Rap hero L.L. Cool J still remembers the moment last year when he took a look at the cover of his last album, "Walking With a Panther," and didn't like what he saw.
There was a picture of him, living large with his cellular phone at his ear, his trademark Kangol threads and gold chains, champagne and three drop-dead gorgeous women.
Recalling the moment recently, the 22-year-old New Yorker said the image bothered him so much that he began to re-evaluate both his music and his life.
"You can't get caught up with what you think is cool," he says now. "You have to take into consideration what other people feel.
"I think I was doing that up to the point where I put out that 'Panther' album . . . but then I went off the deep end with champagne and girls . . . thinking people liked to see me (that way). But that's not right. They like my music. What does that (photo) have to do with rap and the street? That wasn't me."
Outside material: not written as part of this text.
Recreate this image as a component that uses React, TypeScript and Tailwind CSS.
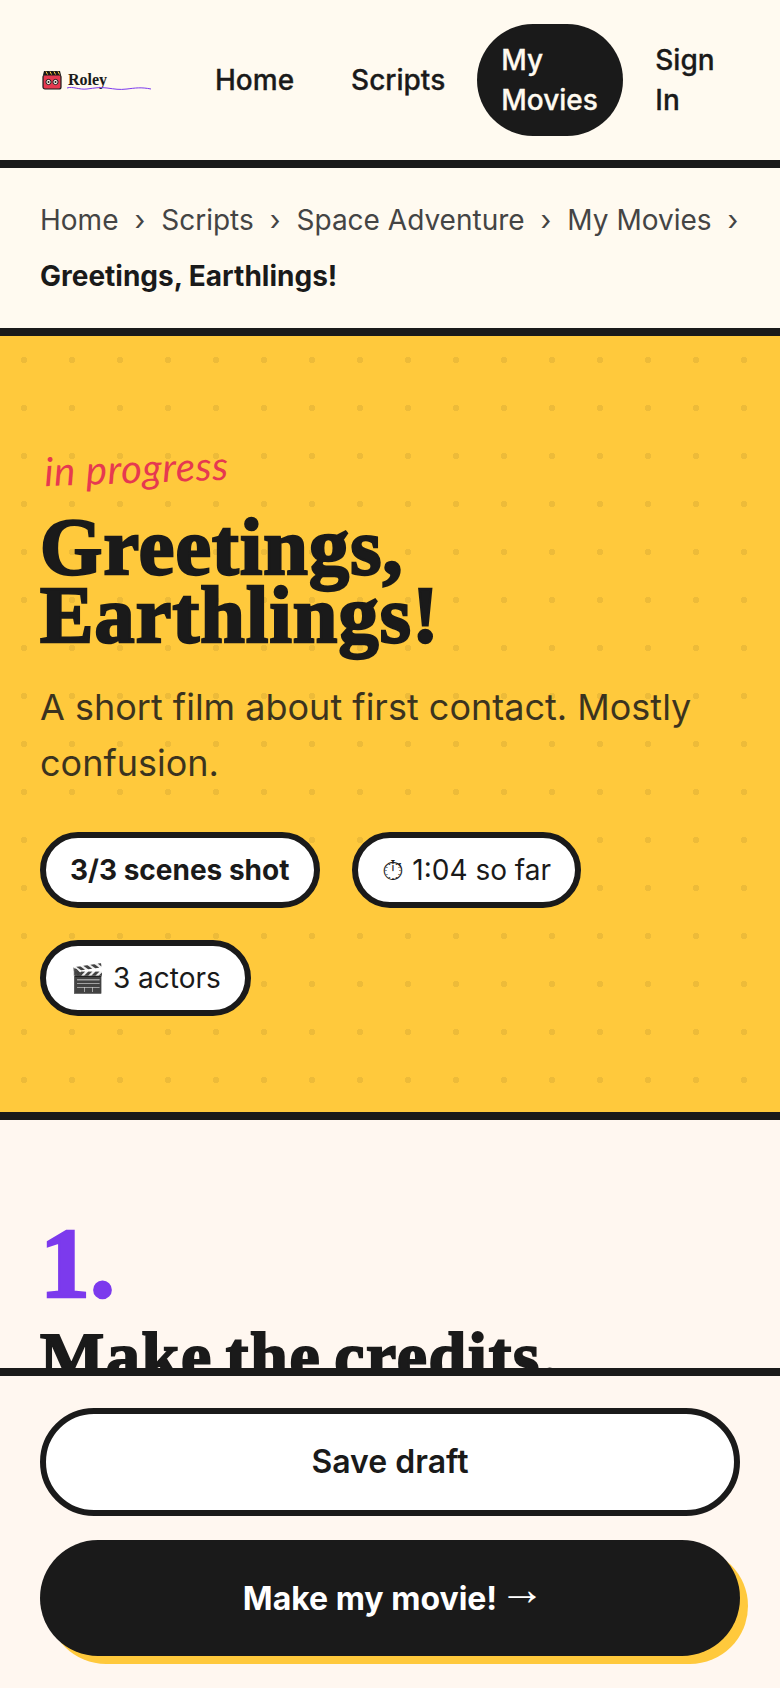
export default function App() {
  const inter = "font-['Inter',sans-serif]";
  const serif = "font-['Liberation_Serif',serif]";
  return (
    <div className={`${inter} min-h-[1688px] h-[1688px] overflow-hidden bg-[#fff7f0] text-[#1a1a1a]`}>
      <header className="flex h-[168px] items-center border-b-8 border-[#1a1a1a] bg-[#fffaf0] pl-10 pr-6">
        <div className="relative flex w-[120px] shrink-0 items-center gap-[6px]">
          <svg width="20" height="20" viewBox="0 0 20 20" className="ml-[2px] shrink-0">
            <rect x="1" y="5" width="18" height="14" rx="2" fill="#e63950" stroke="#1a1a1a" strokeWidth="1.2" />
            <path d="M2 1h16l1 4H1z" fill="#1a1a1a" />
            <path d="M4 1.5l1.5 3M8 1.5l1.5 3M12 1.5l1.5 3M16 1.5l1.5 3" stroke="#ffc93c" strokeWidth="1" />
            <circle cx="6.5" cy="12" r="2.6" fill="#fffaf0" stroke="#1a1a1a" strokeWidth="1" />
            <circle cx="13.5" cy="12" r="2.6" fill="#fffaf0" stroke="#1a1a1a" strokeWidth="1" />
            <circle cx="6.5" cy="12" r="1" fill="#1a1a1a" />
            <circle cx="13.5" cy="12" r="1" fill="#1a1a1a" />
          </svg>
          <span className={`${serif} text-base font-bold leading-none`}>Roley</span>
          <svg width="84" height="4" viewBox="0 0 84 4" className="absolute left-[27px] top-[16px]">
            <path d="M0 2c6-2 12 2 20 1s12-2 20-1 12 2 20 1 14-2 24 0" fill="none" stroke="#7c3aed" strokeWidth="1" />
          </svg>
        </div>
        <nav className="ml-[22px] flex items-center text-[28px] font-medium leading-10 [-webkit-text-stroke:0.3px]">
          <a className="px-[33px]">Home</a>
          <a className="px-6">Scripts</a>
          <a className="ml-2 w-[146px] rounded-[56px] bg-[#1a1a1a] px-6 py-4 text-[#fffaf0]">My Movies</a>
          <a className="w-[108px] px-8">Sign In</a>
        </nav>
      </header>

      <div className="flex flex-wrap items-center border-b-8 border-[#1a1a1a] bg-[#fffaf0] px-10 py-6 text-[28px] leading-[56px]">
        <span className="text-[#444]">Home</span>
        <span className="mx-4 text-[#444]">›</span>
        <span className="text-[#444]">Scripts</span>
        <span className="mx-4 text-[#444]">›</span>
        <span className="text-[#444]">Space Adventure</span>
        <span className="mx-4 text-[#444]">›</span>
        <span className="text-[#444]">My Movies</span>
        <span className="ml-4 text-[#444]">›</span>
        <span className="w-full font-bold">Greetings, Earthlings!</span>
      </div>

      <section className="h-[784px] border-b-8 border-[#1a1a1a] bg-[#ffc93c] bg-[radial-gradient(circle,rgba(26,26,26,0.08)_3px,transparent_3.5px)] bg-[length:48px_48px] px-10 pt-[99px]">
        <p className="ml-1 h-[48px] -rotate-2 font-['Lato',sans-serif] text-[40px] italic leading-[48px] tracking-[0.6px] text-[#e63950]">in progress</p>
        <h1 className={`${serif} mt-[30px] text-[80px] font-bold leading-[68px] tracking-[1.2px] [-webkit-text-stroke:2.5px_#1a1a1a]`}>Greetings,<br />Earthlings!</h1>
        <p className="mt-[30px] text-[36px] leading-[56px] opacity-85">A short film about first contact. Mostly confusion.</p>
        <div className="mt-[41px] flex flex-wrap gap-8 text-[28px] leading-10">
          <span className="rounded-full border-[6px] border-[#1a1a1a] bg-white py-3 pl-6 pr-[25px] font-bold">3/3 scenes shot</span>
          <span className="rounded-full border-[6px] border-[#1a1a1a] bg-white px-6 py-3">⏱ 1:04 so far</span>
          <span className="rounded-full border-[6px] border-[#1a1a1a] bg-white px-6 py-3">🎬 3 actors</span>
        </div>
      </section>

      <section className="px-10 pt-[88px]">
        <div className={`${serif} text-[100px] font-bold leading-[112px] text-[#7c3aed] [-webkit-text-stroke:2.5px_#7c3aed]`}>1.</div>
        <h2 className={`${serif} text-[68px] font-bold leading-[72px] tracking-[1.7px] [word-spacing:-6px] [-webkit-text-stroke:2px_#1a1a1a]`}>Make the credits.</h2>
      </section>

      <div className="fixed inset-x-0 bottom-0 flex h-[320px] flex-col gap-6 border-t-8 border-[#1a1a1a] bg-[#fff7f0] px-10 pt-8">
        <button className="h-[108px] rounded-full border-[6px] border-[#1a1a1a] bg-white text-[32px] font-semibold">Save draft</button>
        <button className="h-[116px] rounded-full bg-[#1a1a1a] pb-2 pl-2 text-[32px] font-bold text-white shadow-[8px_8px_0_#ffc93c]">Make my movie!<span className="ml-[2px] align-[5px] font-['Liberation_Sans',sans-serif] text-[46px] font-normal leading-none">→</span></button>
      </div>
    </div>
  );
}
He wasn't the only one troubled by the image. Some fans, too, seemed put off.
Sales of "Panther" exceeded a million copies--still enough to keep it on the charts, but disappointing when measured against the 6 million combined sales of his two earlier albums.
L.L. had dazzled the New York world as a teen-ager in 1985 with his innovative blend of smart rhymes with a tough rocker's edge. Even more than Run-DMC, he looked like the one who'd unite the rap and rock communities: the first superstar of rap.
But things change fast on the rap scene and there was already loud whispering after the release of "Panther" that L.L. had blown it. One problem: Much of the sexual bravado and egocentric boasting that had sounded so commanding originally were now bordering on parody. If you couldn't hear it in the raps, you could see it in that album photo.
On the title cut of his new "Mama Said Knock You Out" album, L.L. warns against calling the new release a comeback, but there's no other way to look at it.
The self-evaluation of the last year is evident from the stark black-and-white cover photo of his bare torso (the heavy gold chain and huge "Cool J" ring smack more of defiance than decadence) to the raps themselves.
The most notable of the latter is the self-mocking "Cheesy Rat Blues," in which a character named Todd recounts the dangers of an ego out of control. Also significant is the closing "The Power of God," a distinct contrast to the boasts that still characterize many of his raps, including the leering "Milky White Cereal," a remix of "Jingling Baby" and the M.C. Hammer dis of "To Da Break of Dawn."
And everybody's talking about the album in terms of comeback. Rolling Stone magazine's review of the album noted that L.L. "needed to change his rap this time" and had done so to great effect. The Village Voice's Robert Christgau, awarding the album an A grade, called it the product of a "proud pro with something to prove."
While not everyone agrees that "Mama" is a step forward (see reviews on Page 59), the public appears impressed. The album has shot to No. 17 in its third week on the national pop charts.
"It's flattering for people to say comeback and veteran and pioneer ," the rapper said. "I don't want those trophies, the longevity and comeback trophies. I just want people to know I've been here for years and continue to make my music.
"When Mike Tyson gets his belt back and they call it a comeback that's not disrespect. But don't call it a comeback,
good or bad."
L.L. Cool J has been compared to a young Muhammad Ali, and not just for the brash personality. He's a nimble poet who can mesmerize you with clever wordplay before sending you to the canvas with a punch you never saw coming.
Though his best work has been collaborative (such as his 1985 debut, produced by Rick Rubin, and his partnership with Marley Marl for the new album), L.L. is something of a lone wolf in hip-hop.
He's one of the last practitioners of the old-school style that's based more in competitive street-corner rhyming than studio craft. And though he says he's largely abandoned his heavy jewelry, he hasn't replaced it with the Afrika medallions and attendant cultural consciousness that now pervade the rap world.
"Nothing wrong with African-American political consciousness, but you have to feel it from the heart," he said. "I know I'm black and do what I do from the heart. But I'm in the world of L.L. and that's all I concentrate on."
L.L. was raised in St. Albans, Queens, just blocks from the members of Run-DMC. Turned on by the early raps of groups like the Sugarhill Gang and Grandmaster Flash & the Furious Five, he was making up raps by the time he was 9.